You now know that the phrase once bitten, twice shy isn’t used to describe a situation in which someone has literally been bitten (although it could be used in this way). It is most often used figuratively when a person has been hurt or otherwise let down by someone or something and is thus afraid of having the same bad experience happen to them again. When they use this idiom, they’re sharing that they feel the need to be cautious when it comes to that person or situation in the future.

A proverb is a short, common phrase or expression that imparts wisdom and advice or shares a universal truth. Synonyms of the term proverb include adage and aphorism. Here are some additional examples of well-known proverbs:

Actions speak louder than words.
Absence makes the heart grow fonder.
A picture is worth a thousand words.
Don’t judge a book by its cover.

Discover the meanings of many more idioms herelearn more about proverbs here.
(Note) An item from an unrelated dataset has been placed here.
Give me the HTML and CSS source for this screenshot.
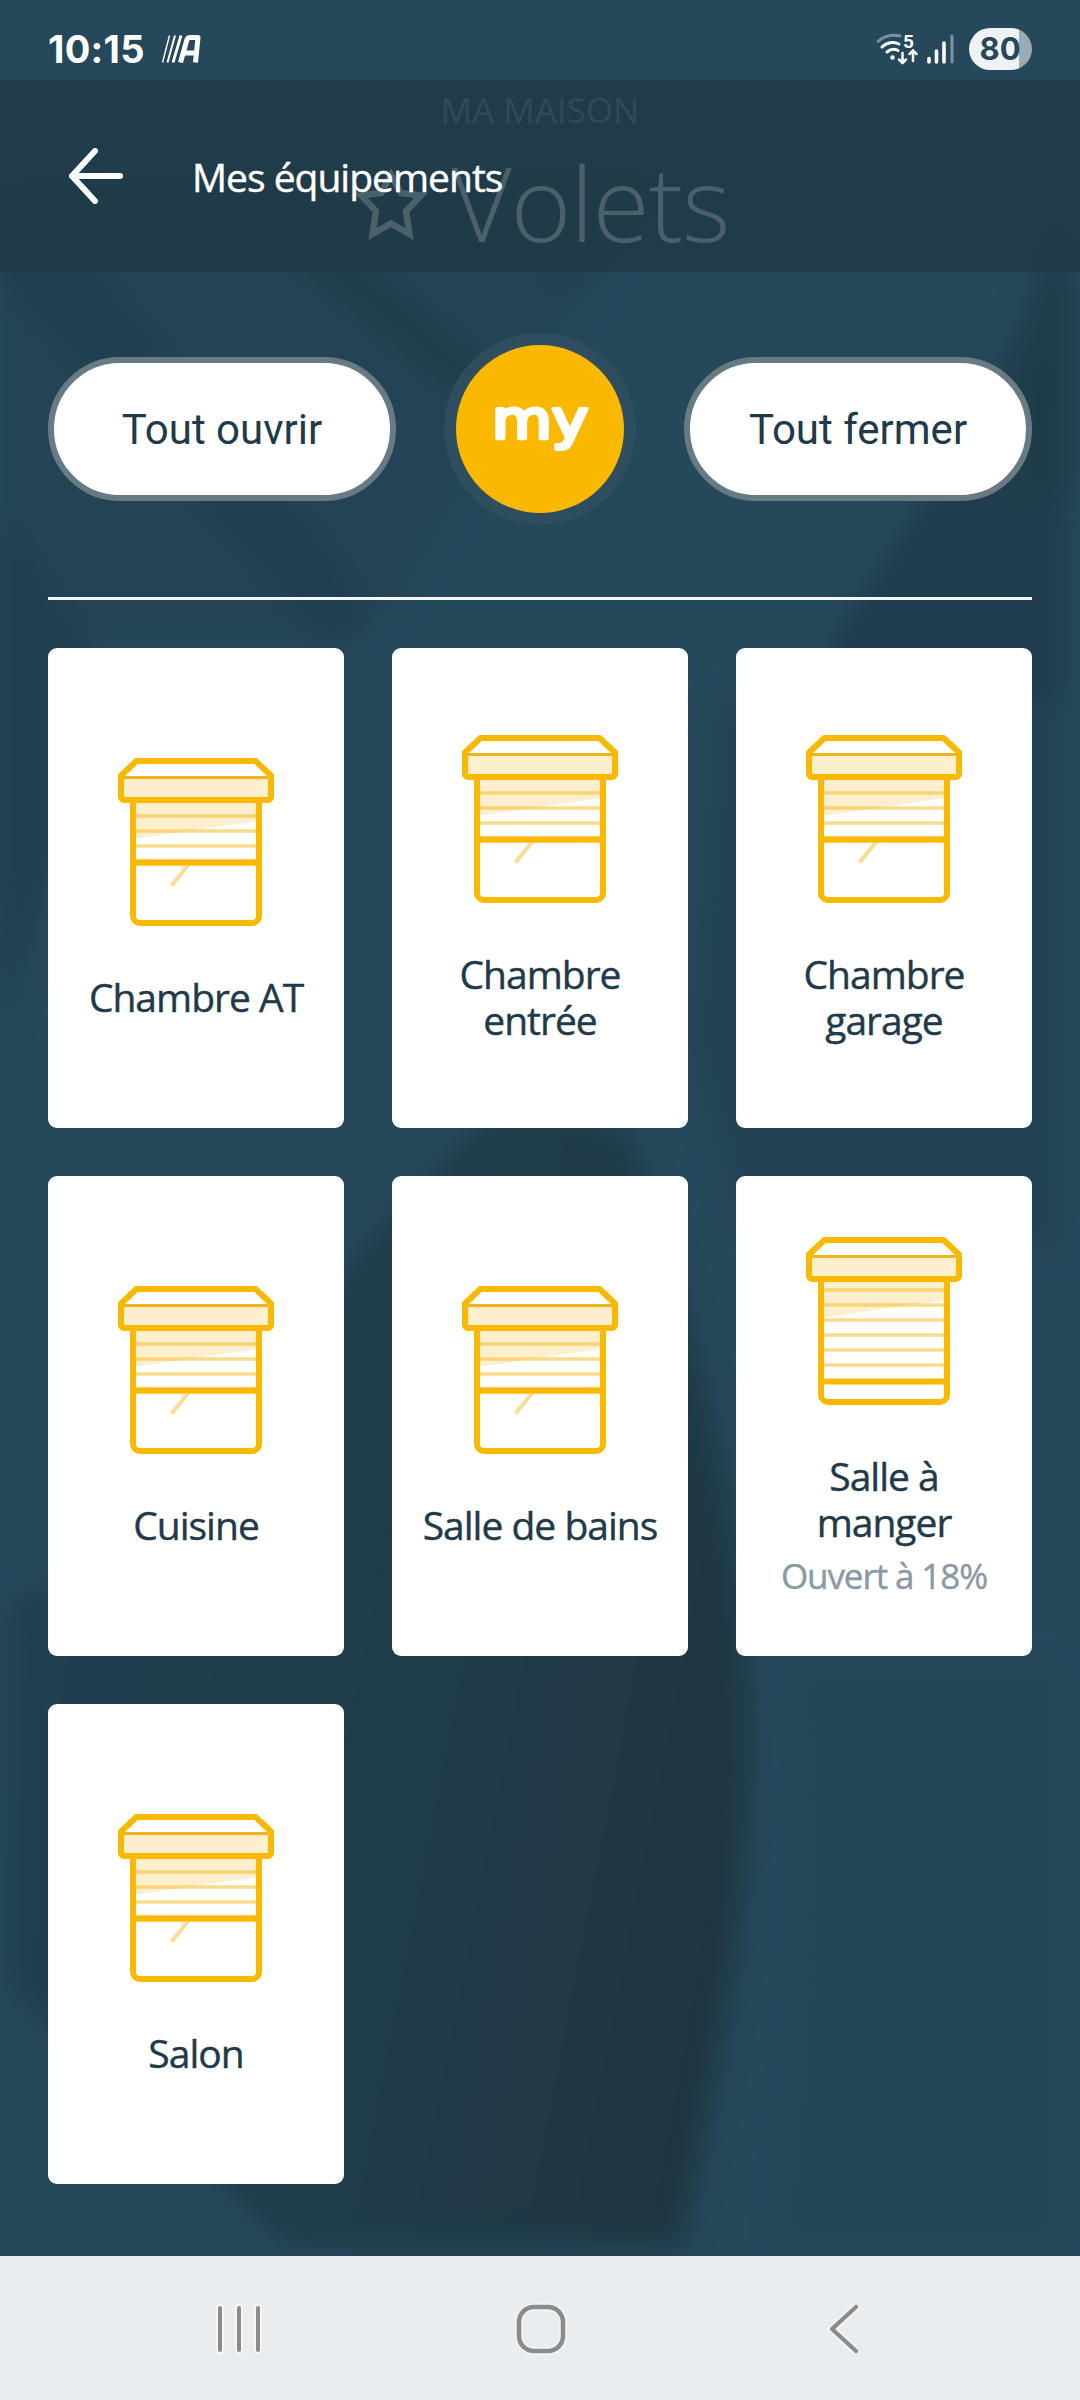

Synonyms for Once Bitten, Twice Shy

There are a variety of words and phrases that can be used instead of once bitten, twice shy to express the same or a similar sentiment. You may not be able to replace the phrase in a sentence exactly as written with the words and phrases in the list below; however, you can use them to share the idea that something bad has happened to you and you want to avoid a bad experience again. You can also consult a thesaurus and type in some of these examples if you wish to look up additional terms and new words to use. A dictionary entry for any of the words below may also lead you to more synonyms.

  • Cautious
  • Careful
  • Wary
  • Fearful
  • Suspicious
  • Watchful
  • Vigilant
  • Distrustful
  • Hesitant
  • On guard
  • Guarded
  • On one’s toes
  • Risk-averse
  • Prudent
  • Measured
  • Mindful
  • Alert
  • On alert
  • Eyes peeled


The proverb and idiomatic phrase once bitten, twice shy is used when a person has been unsuccessful at doing something or otherwise been hurt in or by a situation. As a result, they are afraid to put themselves in that scenario for a second time. In other words, it’s used when someone wants to share they’ve had a bad experience that they don’t want to repeat. It’s possible that a version of the expression dates back to the 1400s, although it became more widely used in the 1800s and rose to immense popularity in the 1980s with Great White’s chart-topping hit by the same name.